By asserting that the language “the legislature must demonstrate that the funds are available from no other possible reasonable source” is not constitutionally mandated and should not be extended to section 447.4095, it appears to us that the First District adopted a modified Chiles test. District courts cannot alter the holding of Chiles with respect to the authority of the government to impair a contract and violate the union's right to collectively bargain. See Hoffman v. Jones, 280 So.2d 431, 440 (Fla.1973) (holding that a district court does not have the authority to overrule supreme court precedent).

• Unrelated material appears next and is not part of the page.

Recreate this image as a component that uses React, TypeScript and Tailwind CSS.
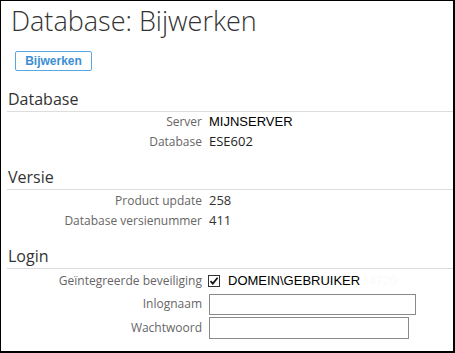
import React from "react";

const OS = "font-['Open_Sans',sans-serif]";
const AR = "font-['Liberation_Sans',Arial,sans-serif]";

function Heading({ children }: { children: React.ReactNode }) {
  return (
    <div className={`${OS} text-[16px] leading-[22px] text-[#333] pl-[1px] pb-[1px] border-b border-[#dddddd]`}>
      {children}
    </div>
  );
}

function Row({ label, children, h = "h-[20px]" }: { label: string; children: React.ReactNode; h?: string }) {
  return (
    <div className={`flex items-center ${h}`}>
      <div className={`${OS} w-[195px] shrink-0 text-right text-[12px] text-[#666] pr-0`}>{label}</div>
      <div className="ml-[7px] flex items-center">{children}</div>
    </div>
  );
}

export default function App() {
  return (
    <div className="w-[455px] h-[353px] bg-white border-l border-t border-r-2 border-b-2 border-black box-border overflow-hidden">
      <div className="pl-[6px] pr-0">
        <div className={`${OS} font-light text-[27px] leading-[36px] text-[#333] pl-[4px] mt-[2px]`}>
          Database: Bijwerken
        </div>
        <div className="mt-[12px] pl-[8px]">
          <button className={`${AR} w-[77px] h-[20px] border border-[#5aa6df] rounded-[2px] text-[12px] font-bold text-[#3a8fd4] leading-none flex items-center justify-center bg-white`}>
            Bijwerken
          </button>
        </div>

        <div className="mt-[17px]">
          <Heading>Database</Heading>
          <div>
            <Row label="Server">
              <span className={`${AR} text-[13px] text-black`}>MIJNSERVER</span>
            </Row>
            <Row label="Database">
              <span className={`${OS} text-[13px] text-[#222]`}>ESE602</span>
            </Row>
          </div>
        </div>

        <div className="mt-[14px]">
          <Heading>Versie</Heading>
          <div className="pt-[1px]">
            <Row label="Product update">
              <span className={`${OS} text-[13px] text-[#333]`}>258</span>
            </Row>
            <Row label="Database versienummer">
              <span className={`${OS} text-[13px] text-[#333]`}>411</span>
            </Row>
          </div>
        </div>

        <div className="mt-[14px]">
          <Heading>Login</Heading>
          <div>
            <Row label="Geïntegreerde beveiliging" h="h-[23px]">
              <span className="w-[12px] h-[12px] border border-[#333] bg-white flex items-center justify-center -ml-[1px]">
                <svg width="10" height="10" viewBox="0 0 10 10">
                  <path d="M1.5 5.2 L3.8 7.6 L8.6 1.8" fill="none" stroke="#111" strokeWidth="1.7" />
                </svg>
              </span>
              <span className={`${AR} text-[13px] text-black ml-[8px]`}>DOMEIN\GEBRUIKER</span>
              <span className={`${OS} text-[12px] text-[#fafafa] ml-[2px]`}>14720</span>
            </Row>
            <Row label="Inlognaam" h="h-[24px]">
              <div className="w-[207px] h-[21px] border border-[#8a8a8a] bg-white" />
            </Row>
            <Row label="Wachtwoord" h="h-[24px]">
              <div className="w-[200px] h-[22px] border border-[#8a8a8a] bg-white" />
            </Row>
          </div>
        </div>
      </div>
    </div>
  );
}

The hearing officer in this case specifically rejected the application of the second prong of the Chiles test in deciding whether the City engaged in an unfair labor practice. Although PERC did not specifically state in the final order whether it was applying the second prong, it appears from the language of the order that the second prong was not applied. Thus, we reverse and direct PERC to apply the Chiles standard in determining whether the City engaged in an unfair labor practice.
Because we disagree with the appropriate constitutional standard to be applied to section 447.4095, we certify conflict with the First District's decision in Headley v. City of Miami, 118 So.3d 885 (Fla. 1st DCA 2013).
Reversed and remanded.
WARNER, J., and LEVENSON, JEFFREY R., Associate Judge, concur.